▶ [Source data]:
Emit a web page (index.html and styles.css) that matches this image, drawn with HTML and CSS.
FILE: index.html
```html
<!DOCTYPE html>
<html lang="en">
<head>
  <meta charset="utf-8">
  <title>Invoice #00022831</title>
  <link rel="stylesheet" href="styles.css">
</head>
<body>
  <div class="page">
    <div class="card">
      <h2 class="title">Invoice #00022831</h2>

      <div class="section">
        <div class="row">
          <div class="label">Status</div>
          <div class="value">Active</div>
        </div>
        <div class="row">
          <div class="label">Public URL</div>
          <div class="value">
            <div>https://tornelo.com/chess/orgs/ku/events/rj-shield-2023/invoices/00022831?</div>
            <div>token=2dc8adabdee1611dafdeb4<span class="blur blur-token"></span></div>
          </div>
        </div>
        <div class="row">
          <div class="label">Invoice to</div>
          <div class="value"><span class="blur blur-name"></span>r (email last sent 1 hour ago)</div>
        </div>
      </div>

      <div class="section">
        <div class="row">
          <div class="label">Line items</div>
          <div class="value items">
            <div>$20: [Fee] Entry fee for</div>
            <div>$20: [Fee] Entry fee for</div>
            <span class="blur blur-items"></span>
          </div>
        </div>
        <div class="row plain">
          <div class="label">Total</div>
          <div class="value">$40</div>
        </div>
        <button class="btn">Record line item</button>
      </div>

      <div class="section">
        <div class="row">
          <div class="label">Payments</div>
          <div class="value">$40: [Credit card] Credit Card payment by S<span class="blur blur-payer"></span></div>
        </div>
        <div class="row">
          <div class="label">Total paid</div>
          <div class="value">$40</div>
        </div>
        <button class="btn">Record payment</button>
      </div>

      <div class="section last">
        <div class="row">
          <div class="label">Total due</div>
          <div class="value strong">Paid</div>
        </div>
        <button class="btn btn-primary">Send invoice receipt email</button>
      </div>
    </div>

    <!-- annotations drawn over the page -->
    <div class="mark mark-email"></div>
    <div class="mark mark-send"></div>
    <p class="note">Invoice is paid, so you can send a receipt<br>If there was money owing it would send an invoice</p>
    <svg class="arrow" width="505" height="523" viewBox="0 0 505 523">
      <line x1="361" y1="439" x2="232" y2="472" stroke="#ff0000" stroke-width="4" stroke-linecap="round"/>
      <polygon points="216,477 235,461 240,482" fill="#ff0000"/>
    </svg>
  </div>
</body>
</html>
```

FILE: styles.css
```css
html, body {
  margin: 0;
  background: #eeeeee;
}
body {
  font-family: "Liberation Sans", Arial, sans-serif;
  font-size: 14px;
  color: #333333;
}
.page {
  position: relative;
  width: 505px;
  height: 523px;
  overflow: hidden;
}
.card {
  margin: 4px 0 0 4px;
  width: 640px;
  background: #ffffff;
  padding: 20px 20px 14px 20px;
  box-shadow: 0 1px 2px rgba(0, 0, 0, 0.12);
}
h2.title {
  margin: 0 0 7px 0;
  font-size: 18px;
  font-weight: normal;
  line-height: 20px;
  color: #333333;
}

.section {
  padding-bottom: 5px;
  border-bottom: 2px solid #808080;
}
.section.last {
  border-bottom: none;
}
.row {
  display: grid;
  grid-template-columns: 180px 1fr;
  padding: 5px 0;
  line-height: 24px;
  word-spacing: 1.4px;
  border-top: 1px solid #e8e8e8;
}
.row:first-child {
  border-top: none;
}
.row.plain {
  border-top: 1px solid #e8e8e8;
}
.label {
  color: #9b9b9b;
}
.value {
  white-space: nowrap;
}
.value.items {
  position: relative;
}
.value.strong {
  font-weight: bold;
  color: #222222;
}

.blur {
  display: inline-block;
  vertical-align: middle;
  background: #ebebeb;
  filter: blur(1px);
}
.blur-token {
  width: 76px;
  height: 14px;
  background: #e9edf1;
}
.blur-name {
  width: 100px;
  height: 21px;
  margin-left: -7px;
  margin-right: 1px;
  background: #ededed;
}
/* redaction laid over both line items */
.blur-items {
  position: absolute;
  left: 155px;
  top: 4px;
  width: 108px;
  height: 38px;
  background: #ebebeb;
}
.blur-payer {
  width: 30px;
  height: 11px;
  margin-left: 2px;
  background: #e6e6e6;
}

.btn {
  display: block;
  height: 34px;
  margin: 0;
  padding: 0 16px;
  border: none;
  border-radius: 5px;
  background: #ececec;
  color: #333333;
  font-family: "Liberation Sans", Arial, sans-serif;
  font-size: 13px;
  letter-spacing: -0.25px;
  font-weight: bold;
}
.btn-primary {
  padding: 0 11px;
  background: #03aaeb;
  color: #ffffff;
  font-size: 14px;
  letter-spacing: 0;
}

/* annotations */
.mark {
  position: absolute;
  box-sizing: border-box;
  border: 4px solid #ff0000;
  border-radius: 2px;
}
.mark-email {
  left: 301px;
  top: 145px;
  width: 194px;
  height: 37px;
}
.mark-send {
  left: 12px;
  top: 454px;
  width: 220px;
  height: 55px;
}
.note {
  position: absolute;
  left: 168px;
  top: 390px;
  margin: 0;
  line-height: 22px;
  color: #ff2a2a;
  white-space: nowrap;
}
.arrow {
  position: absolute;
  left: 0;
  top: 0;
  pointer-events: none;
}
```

▶ [Stated goal]:
Write down every line of the data exactly as it appears above.

▶ [Result below]:
Emit a web page (index.html and styles.css) that matches this image, drawn with HTML and CSS.
FILE: index.html
```html
<!DOCTYPE html>
<html lang="en">
<head>
  <meta charset="utf-8">
  <title>Invoice #00022831</title>
  <link rel="stylesheet" href="styles.css">
</head>
<body>
  <div class="page">
    <div class="card">
      <h2 class="title">Invoice #00022831</h2>

      <div class="section">
        <div class="row">
          <div class="label">Status</div>
          <div class="value">Active</div>
        </div>
        <div class="row">
          <div class="label">Public URL</div>
          <div class="value">
            <div>https://tornelo.com/chess/orgs/ku/events/rj-shield-2023/invoices/00022831?</div>
            <div>token=2dc8adabdee1611dafdeb4<span class="blur blur-token"></span></div>
          </div>
        </div>
        <div class="row">
          <div class="label">Invoice to</div>
          <div class="value"><span class="blur blur-name"></span>r (email last sent 1 hour ago)</div>
        </div>
      </div>

      <div class="section">
        <div class="row">
          <div class="label">Line items</div>
          <div class="value items">
            <div>$20: [Fee] Entry fee for</div>
            <div>$20: [Fee] Entry fee for</div>
            <span class="blur blur-items"></span>
          </div>
        </div>
        <div class="row plain">
          <div class="label">Total</div>
          <div class="value">$40</div>
        </div>
        <button class="btn">Record line item</button>
      </div>

      <div class="section">
        <div class="row">
          <div class="label">Payments</div>
          <div class="value">$40: [Credit card] Credit Card payment by S<span class="blur blur-payer"></span></div>
        </div>
        <div class="row">
          <div class="label">Total paid</div>
          <div class="value">$40</div>
        </div>
        <button class="btn">Record payment</button>
      </div>

      <div class="section last">
        <div class="row">
          <div class="label">Total due</div>
          <div class="value strong">Paid</div>
        </div>
        <button class="btn btn-primary">Send invoice receipt email</button>
      </div>
    </div>

    <!-- annotations drawn over the page -->
    <div class="mark mark-email"></div>
    <div class="mark mark-send"></div>
    <p class="note">Invoice is paid, so you can send a receipt<br>If there was money owing it would send an invoice</p>
    <svg class="arrow" width="505" height="523" viewBox="0 0 505 523">
      <line x1="361" y1="439" x2="232" y2="472" stroke="#ff0000" stroke-width="4" stroke-linecap="round"/>
      <polygon points="216,477 235,461 240,482" fill="#ff0000"/>
    </svg>
  </div>
</body>
</html>
```

FILE: styles.css
```css
html, body {
  margin: 0;
  background: #eeeeee;
}
body {
  font-family: "Liberation Sans", Arial, sans-serif;
  font-size: 14px;
  color: #333333;
}
.page {
  position: relative;
  width: 505px;
  height: 523px;
  overflow: hidden;
}
.card {
  margin: 4px 0 0 4px;
  width: 640px;
  background: #ffffff;
  padding: 20px 20px 14px 20px;
  box-shadow: 0 1px 2px rgba(0, 0, 0, 0.12);
}
h2.title {
  margin: 0 0 7px 0;
  font-size: 18px;
  font-weight: normal;
  line-height: 20px;
  color: #333333;
}

.section {
  padding-bottom: 5px;
  border-bottom: 2px solid #808080;
}
.section.last {
  border-bottom: none;
}
.row {
  display: grid;
  grid-template-columns: 180px 1fr;
  padding: 5px 0;
  line-height: 24px;
  word-spacing: 1.4px;
  border-top: 1px solid #e8e8e8;
}
.row:first-child {
  border-top: none;
}
.row.plain {
  border-top: 1px solid #e8e8e8;
}
.label {
  color: #9b9b9b;
}
.value {
  white-space: nowrap;
}
.value.items {
  position: relative;
}
.value.strong {
  font-weight: bold;
  color: #222222;
}

.blur {
  display: inline-block;
  vertical-align: middle;
  background: #ebebeb;
  filter: blur(1px);
}
.blur-token {
  width: 76px;
  height: 14px;
  background: #e9edf1;
}
.blur-name {
  width: 100px;
  height: 21px;
  margin-left: -7px;
  margin-right: 1px;
  background: #ededed;
}
/* redaction laid over both line items */
.blur-items {
  position: absolute;
  left: 155px;
  top: 4px;
  width: 108px;
  height: 38px;
  background: #ebebeb;
}
.blur-payer {
  width: 30px;
  height: 11px;
  margin-left: 2px;
  background: #e6e6e6;
}

.btn {
  display: block;
  height: 34px;
  margin: 0;
  padding: 0 16px;
  border: none;
  border-radius: 5px;
  background: #ececec;
  color: #333333;
  font-family: "Liberation Sans", Arial, sans-serif;
  font-size: 13px;
  letter-spacing: -0.25px;
  font-weight: bold;
}
.btn-primary {
  padding: 0 11px;
  background: #03aaeb;
  color: #ffffff;
  font-size: 14px;
  letter-spacing: 0;
}

/* annotations */
.mark {
  position: absolute;
  box-sizing: border-box;
  border: 4px solid #ff0000;
  border-radius: 2px;
}
.mark-email {
  left: 301px;
  top: 145px;
  width: 194px;
  height: 37px;
}
.mark-send {
  left: 12px;
  top: 454px;
  width: 220px;
  height: 55px;
}
.note {
  position: absolute;
  left: 168px;
  top: 390px;
  margin: 0;
  line-height: 22px;
  color: #ff2a2a;
  white-space: nowrap;
}
.arrow {
  position: absolute;
  left: 0;
  top: 0;
  pointer-events: none;
}
```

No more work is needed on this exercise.